▶ [Your instructions]: Copy out exactly the lines from the first line of the material below through the line containing "w-[520px] border-b border-l", and nothing beyond them.

<<<<

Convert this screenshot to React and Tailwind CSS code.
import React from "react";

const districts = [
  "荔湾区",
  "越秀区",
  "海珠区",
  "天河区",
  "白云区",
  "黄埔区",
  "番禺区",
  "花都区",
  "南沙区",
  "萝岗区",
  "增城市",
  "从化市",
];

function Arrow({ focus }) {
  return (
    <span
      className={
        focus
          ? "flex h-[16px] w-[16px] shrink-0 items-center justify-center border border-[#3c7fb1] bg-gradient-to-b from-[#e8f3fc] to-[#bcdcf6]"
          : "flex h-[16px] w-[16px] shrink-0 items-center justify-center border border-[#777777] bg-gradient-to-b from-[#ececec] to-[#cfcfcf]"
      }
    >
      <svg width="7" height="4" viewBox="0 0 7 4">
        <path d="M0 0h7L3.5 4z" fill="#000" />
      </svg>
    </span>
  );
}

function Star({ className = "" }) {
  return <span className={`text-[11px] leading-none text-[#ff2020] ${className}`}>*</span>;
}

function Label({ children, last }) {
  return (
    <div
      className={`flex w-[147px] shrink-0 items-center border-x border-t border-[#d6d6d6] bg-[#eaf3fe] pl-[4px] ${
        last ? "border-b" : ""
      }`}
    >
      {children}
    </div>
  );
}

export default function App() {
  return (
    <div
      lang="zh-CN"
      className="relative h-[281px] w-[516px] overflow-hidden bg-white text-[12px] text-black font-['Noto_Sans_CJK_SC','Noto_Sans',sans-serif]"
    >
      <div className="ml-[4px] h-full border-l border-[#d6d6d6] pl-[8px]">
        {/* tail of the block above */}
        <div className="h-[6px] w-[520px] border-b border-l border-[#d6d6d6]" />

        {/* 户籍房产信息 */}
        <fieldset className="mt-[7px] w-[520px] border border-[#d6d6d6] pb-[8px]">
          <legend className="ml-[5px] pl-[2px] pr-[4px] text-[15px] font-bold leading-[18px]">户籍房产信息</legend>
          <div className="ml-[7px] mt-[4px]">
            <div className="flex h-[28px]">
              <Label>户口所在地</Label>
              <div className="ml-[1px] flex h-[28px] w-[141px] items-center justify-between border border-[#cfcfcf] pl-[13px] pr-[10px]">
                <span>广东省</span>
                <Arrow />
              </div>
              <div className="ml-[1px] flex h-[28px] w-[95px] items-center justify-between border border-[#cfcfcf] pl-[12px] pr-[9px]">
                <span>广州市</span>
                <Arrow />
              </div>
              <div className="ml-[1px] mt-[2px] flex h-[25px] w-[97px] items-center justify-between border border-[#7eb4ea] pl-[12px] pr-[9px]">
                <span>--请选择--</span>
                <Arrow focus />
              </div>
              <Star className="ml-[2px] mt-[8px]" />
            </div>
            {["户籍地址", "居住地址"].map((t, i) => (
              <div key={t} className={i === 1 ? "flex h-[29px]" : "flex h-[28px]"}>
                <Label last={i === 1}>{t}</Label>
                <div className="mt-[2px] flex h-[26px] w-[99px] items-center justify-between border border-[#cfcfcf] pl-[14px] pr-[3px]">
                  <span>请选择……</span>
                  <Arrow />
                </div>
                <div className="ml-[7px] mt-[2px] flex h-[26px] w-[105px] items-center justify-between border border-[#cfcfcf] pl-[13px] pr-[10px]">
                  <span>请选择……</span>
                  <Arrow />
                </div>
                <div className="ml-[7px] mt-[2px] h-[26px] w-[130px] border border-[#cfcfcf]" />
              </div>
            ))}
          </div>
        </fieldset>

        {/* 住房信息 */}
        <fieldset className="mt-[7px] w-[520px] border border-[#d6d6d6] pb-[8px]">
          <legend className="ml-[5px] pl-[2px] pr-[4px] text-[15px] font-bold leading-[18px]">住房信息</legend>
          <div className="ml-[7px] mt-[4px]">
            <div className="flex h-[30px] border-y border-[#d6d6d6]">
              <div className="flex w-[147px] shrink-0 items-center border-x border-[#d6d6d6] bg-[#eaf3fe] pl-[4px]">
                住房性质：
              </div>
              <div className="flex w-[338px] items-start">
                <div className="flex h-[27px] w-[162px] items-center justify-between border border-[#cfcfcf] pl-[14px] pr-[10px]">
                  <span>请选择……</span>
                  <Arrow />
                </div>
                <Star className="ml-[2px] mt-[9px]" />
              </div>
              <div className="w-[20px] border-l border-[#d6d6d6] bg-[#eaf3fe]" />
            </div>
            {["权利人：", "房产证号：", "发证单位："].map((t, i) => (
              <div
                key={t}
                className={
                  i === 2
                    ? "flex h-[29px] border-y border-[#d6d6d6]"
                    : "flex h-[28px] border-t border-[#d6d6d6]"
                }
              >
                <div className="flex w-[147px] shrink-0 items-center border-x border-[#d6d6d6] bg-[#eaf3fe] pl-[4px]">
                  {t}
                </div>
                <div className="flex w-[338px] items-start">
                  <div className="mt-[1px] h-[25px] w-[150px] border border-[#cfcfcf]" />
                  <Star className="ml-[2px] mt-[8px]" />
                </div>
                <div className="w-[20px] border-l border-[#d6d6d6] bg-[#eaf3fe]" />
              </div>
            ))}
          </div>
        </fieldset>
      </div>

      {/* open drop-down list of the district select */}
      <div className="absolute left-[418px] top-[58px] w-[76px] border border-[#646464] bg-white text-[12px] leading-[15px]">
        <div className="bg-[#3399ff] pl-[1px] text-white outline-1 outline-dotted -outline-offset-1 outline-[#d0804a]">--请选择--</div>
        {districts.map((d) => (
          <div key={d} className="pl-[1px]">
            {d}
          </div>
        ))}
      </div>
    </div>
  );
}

>>>>

▶ [Exercise response]:
Convert this screenshot to React and Tailwind CSS code.
import React from "react";

const districts = [
  "荔湾区",
  "越秀区",
  "海珠区",
  "天河区",
  "白云区",
  "黄埔区",
  "番禺区",
  "花都区",
  "南沙区",
  "萝岗区",
  "增城市",
  "从化市",
];

function Arrow({ focus }) {
  return (
    <span
      className={
        focus
          ? "flex h-[16px] w-[16px] shrink-0 items-center justify-center border border-[#3c7fb1] bg-gradient-to-b from-[#e8f3fc] to-[#bcdcf6]"
          : "flex h-[16px] w-[16px] shrink-0 items-center justify-center border border-[#777777] bg-gradient-to-b from-[#ececec] to-[#cfcfcf]"
      }
    >
      <svg width="7" height="4" viewBox="0 0 7 4">
        <path d="M0 0h7L3.5 4z" fill="#000" />
      </svg>
    </span>
  );
}

function Star({ className = "" }) {
  return <span className={`text-[11px] leading-none text-[#ff2020] ${className}`}>*</span>;
}

function Label({ children, last }) {
  return (
    <div
      className={`flex w-[147px] shrink-0 items-center border-x border-t border-[#d6d6d6] bg-[#eaf3fe] pl-[4px] ${
        last ? "border-b" : ""
      }`}
    >
      {children}
    </div>
  );
}

export default function App() {
  return (
    <div
      lang="zh-CN"
      className="relative h-[281px] w-[516px] overflow-hidden bg-white text-[12px] text-black font-['Noto_Sans_CJK_SC','Noto_Sans',sans-serif]"
    >
      <div className="ml-[4px] h-full border-l border-[#d6d6d6] pl-[8px]">
        {/* tail of the block above */}
        <div className="h-[6px] w-[520px] border-b border-l border-[#d6d6d6]" />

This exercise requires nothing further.